* [Goal]
Return only the count of lines in which the word "styles" appears.

* [Data block]

•••••

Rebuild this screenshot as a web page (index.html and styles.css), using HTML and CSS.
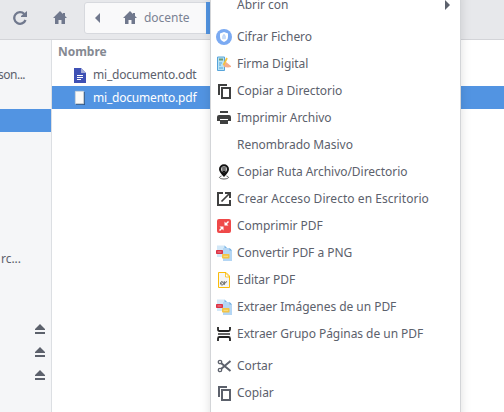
FILE: index.html
```html
<!DOCTYPE html>
<html lang="es">
<head>
<meta charset="utf-8">
<title>docente</title>
<link rel="stylesheet" href="styles.css">
</head>
<body>
<svg width="0" height="0" class="defs">
  <symbol id="home" viewBox="0 0 14 13"><path d="M7 0 0 7h2v6h3.500V9h3v4H12V7h2L12 5V2h-2v1z" fill="currentColor"/></symbol>
  <symbol id="eject" viewBox="0 0 10 10"><path d="M5 0 0 5v1h10V5zM0 8h10v2H0z" fill="currentColor"/></symbol>
  <symbol id="copy" viewBox="0 0 16 16"><path d="M3 12V2h8M6 5h8v10H6z" fill="none" stroke="currentColor" stroke-width="2"/></symbol>
  <symbol id="images" viewBox="0 0 16 16">
    <path d="M1 .5h7.500L11 3v9H1z" fill="#d3e8f8"/><path d="M8.500 .5V3H11z" fill="#7db6e6"/>
    <path d="M7 3h6.500L16 5.500V16H7z" fill="#b4d6f4"/><path d="M13.500 3v2.500H16z" fill="#69a9df"/>
    <rect y="5" width="7" height="4" rx=".7" fill="#dc3345"/><path d="M1.500 7h4" stroke="#f08a94"/>
    <rect x="6" y="9" width="7.500" height="4.500" rx=".7" fill="#f3c445"/><path d="M7.500 11.300h4.500" stroke="#fbe08a"/>
  </symbol>
</svg>
<div class="window">
  <header class="toolbar">
    <svg class="reload" viewBox="0 0 14 14"><path d="M11.300 3A5.800 5.800 0 1 0 12.500 9" fill="none" stroke="currentColor" stroke-width="2.300"/><path d="M14 0v6H8V5z" fill="currentColor"/></svg>
    <svg class="home"><use href="#home"/></svg>
    <nav class="path">
      <svg class="back" viewBox="0 0 5 10"><path d="M5 0v10L0 5z" fill="currentColor"/></svg>
      <svg class="home"><use href="#home"/></svg>
      <span>docente</span>
      <i class="current"></i>
    </nav>
  </header>
  <div class="content">
    <aside class="sidebar">
      <div class="place"></div>
      <div class="place first">son...</div>
      <div class="place"></div>
      <div class="place selected"></div>
      <div class="place"></div><div class="place"></div><div class="place"></div><div class="place"></div><div class="place"></div>
      <div class="place second">rc...</div>
      <div class="place"></div><div class="place"></div>
      <div class="place drive"><svg><use href="#eject"/></svg></div>
      <div class="place drive"><svg><use href="#eject"/></svg></div>
      <div class="place drive"><svg><use href="#eject"/></svg></div>
    </aside>
    <main class="files">
      <div class="heading">Nombre</div>
      <div class="file"><svg viewBox="0 0 16 16"><path d="M2 1h7l5 5v10H2z" fill="#3f51b5"/><path d="M9 1v5h5z" fill="#a4add9"/><path d="M5 8.500h6M5 10.500h6M5 12.500h4" stroke="#fff"/></svg>mi_documento.odt</div>
      <div class="file selected"><svg viewBox="0 0 16 16"><path d="M4 2h9v13H4z" fill="#234b7b" opacity=".8"/><path d="M3.300 1.300h8.400v12.400H3.300z" fill="#fafaf8" stroke="#d4d4ce" stroke-width=".6"/></svg>mi_documento.pdf</div>
    </main>
  </div>
</div>
<div class="menu">
  <div class="item"><svg></svg><span>Abrir con</span><svg class="submenu" viewBox="0 0 5 10"><path d="M0 0v10l5-5z" fill="currentColor"/></svg></div>
  <div class="separator"></div>
  <div class="item"><svg viewBox="0 0 16 16"><circle cx="8" cy="8" r="8" fill="#7baaf2"/><path d="M8 3 12 4.500v3.300Q12 11.500 8 13 4 11.500 4 7.800V4.500z" fill="#fff"/><path d="M6.500 7.300h3v2.500h-3zM7 7V6q1-1.500 2 0v1" fill="#c9dcf8" stroke="#b5cff5" stroke-width=".5"/></svg><span>Cifrar Fichero</span></div>
  <div class="item"><svg viewBox="0 0 16 16"><path d="M1.500 1h7v13.500h-7z" fill="#b9e3f5" stroke="#57a4da"/><path d="M3 2.500h4v2H3z" fill="#6d9b79"/><path d="M3 7h3M3 9h2M3 12h4" stroke="#56a5dc"/><path d="m7 8 3-2 5 4v1l-3 .5-4-.5z" fill="#f4ad8c"/><path d="m7.500 9 3.500-7" stroke="#f4c23e" stroke-width="1.700"/></svg><span>Firma Digital</span></div>
  <div class="item dark"><svg><use href="#copy"/></svg><span>Copiar a Directorio</span></div>
  <div class="item dark"><svg viewBox="0 0 16 16"><path d="M4 1h8v2H4zM3 5h10q2 0 2 2v4h-3V9H4v2H1V7q0-2 2-2zM4 10h8v4H4z" fill="currentColor"/></svg><span>Imprimir Archivo</span></div>
  <div class="item"><svg></svg><span>Renombrado Masivo</span></div>
  <div class="item"><svg viewBox="0 0 16 16"><path d="M8 13Q3 8 3 5.300a5 5 0 0 1 10 0Q13 8 8 13z" fill="#111"/><circle cx="8" cy="5.300" r="3" fill="#ccc"/><path d="M6.200 4h3.600M6.200 6h3.600M6.500 7.500h3" stroke="#111"/><path d="M5.500 12C1 13.500 5 15 8 15s7-1.500 2.500-3" fill="none" stroke="#333" stroke-width=".8"/></svg><span>Copiar Ruta Archivo/Directorio</span></div>
  <div class="item dark"><svg viewBox="0 0 16 16"><path d="M7 2H2v12h12V9" fill="none" stroke="currentColor" stroke-width="2"/><path d="m5.500 10.500 7.500-7.500" stroke="currentColor" stroke-width="1.700"/><path d="M9 1h6v6h-2V3H9z" fill="currentColor"/></svg><span class="wide">Crear Acceso Directo en Escritorio</span></div>
  <div class="item"><svg viewBox="0 0 16 16"><rect x="1" y="1" width="14" height="14" rx="2" fill="#ef4949"/><path d="M8.500 3.500v4h4L11 6l2-2-1-1-2 2zM7.500 12.500v-4h-4L5 10l-2 2 1 1 2-2z" fill="#fff"/></svg><span>Comprimir PDF</span></div>
  <div class="item"><svg><use href="#images"/></svg><span>Convertir PDF a PNG</span></div>
  <div class="item"><svg viewBox="0 0 16 16"><path d="M2.500 .5H10l3.500 3.500v11.500h-11z" fill="#f5f5f5" stroke="#fbbc09"/><path d="M9.500 1v4h4z" fill="#fff" stroke="#fbbc09" stroke-width=".8"/><path d="M4.500 11.500c3-.5 2.500-2 1.300-2-2 .5-1.500 4 .5 3.500 1-.3 1.700-2.500 2-3.500l-.3 3.300q1.500-3.500 3-3.200" fill="none" stroke="#666"/></svg><span>Editar PDF</span></div>
  <div class="item"><svg><use href="#images"/></svg><span>Extraer Imágenes de un PDF</span></div>
  <div class="item"><svg viewBox="0 0 16 16"><path d="M2 1v2.500q0 1.500 1.500 1.500h9Q14 5 14 3.500V1M2 15v-2.500Q2 11 3.500 11h9q1.500 0 1.500 1.500V15" fill="none" stroke="#222" stroke-width="1.800"/><path d="M2 8h12" stroke="#333" stroke-width="1.500"/></svg><span>Extraer Grupo Páginas de un PDF</span></div>
  <div class="separator"></div>
  <div class="item"><svg viewBox="0 0 16 16"><g fill="none" stroke="currentColor"><circle cx="4" cy="4" r="1.700" stroke-width="1.300"/><circle cx="4" cy="12" r="1.700" stroke-width="1.300"/><path d="m5 5 9.500 8M5 11l9.500-8" stroke-width="2"/></g></svg><span>Cortar</span></div>
  <div class="item"><svg><use href="#copy"/></svg><span>Copiar</span></div>
</div>
</body>
</html>
```
FILE: styles.css
```css
* { box-sizing: border-box; }
body {
  margin: 0;
  width: 504px;
  height: 412px;
  overflow: hidden;
  font: 12px/23px "Noto Sans", sans-serif;
  letter-spacing: -.04px;
  color: #5c616c;
}
svg { display: block; flex: none; }
.defs { position: absolute; }
.window { height: 412px; display: flex; flex-direction: column; }
.toolbar {
  height: 40px;
  flex: none;
  display: flex;
  align-items: center;
  padding-left: 13px;
  padding-bottom: 4px;
  background: #e7e8eb;
  border-bottom: 1px solid #d3d4d8;
  color: #70788d;
}
.reload { width: 14px; height: 14px; margin-right: 26px; }
.home { width: 14px; height: 13px; }
.path {
  display: flex;
  align-items: center;
  height: 32px;
  width: 200px;
  margin-left: 17px;
  padding-left: 10px;
  background: #f9f9fa;
  border: 1px solid #d7d9de;
  border-radius: 3px;
}
.back { width: 5px; height: 10px; margin-right: 23px; }
.path .home { margin-right: 7px; }
.path span { width: 62px; color: #7b8293; }
.current { height: 32px; width: 12px; background: #5294e2; }
.content { display: flex; flex: 1; min-height: 0; }
.sidebar {
  width: 52px;
  background: #f5f6f8;
  border-right: 1px solid #dcdfe3;
  overflow: hidden;
}
.place { height: 23px; white-space: nowrap; }
.first { margin-left: -2px; letter-spacing: -.5px; }
.second { margin-left: 1px; }
.drive { display: flex; justify-content: flex-end; padding: 8px 6px 0 0; }
.drive svg { width: 10px; height: 10px; }
.selected { background: #5294e2; color: #fff; }
.files { flex: 1; background: #fff; }
.heading { height: 23px; padding-left: 6px; font-weight: 700; color: #858992; }
.file { height: 23px; display: flex; align-items: center; padding-left: 20px; letter-spacing: -.2px; }
.file svg { width: 16px; height: 16px; margin-right: 5px; }
.menu {
  position: absolute;
  left: 210px;
  top: -10px;
  width: 251px;
  height: 432px;
  background: #fff;
  border: 1px solid #d3d5d8;
  box-shadow: 0 2px 10px rgba(0, 0, 0, .13);
}
.item { height: 27px; display: flex; align-items: center; padding: 0 10px 0 5px; }
.item svg { width: 16px; height: 16px; margin-right: 5px; }
.item .submenu { width: 5px; height: 10px; margin: 0 0 0 auto; }
.wide { letter-spacing: .05px; }
.dark svg { color: #3f4040; }
.separator { height: 5px; }
```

•••••

* [Solution to the exercise]
3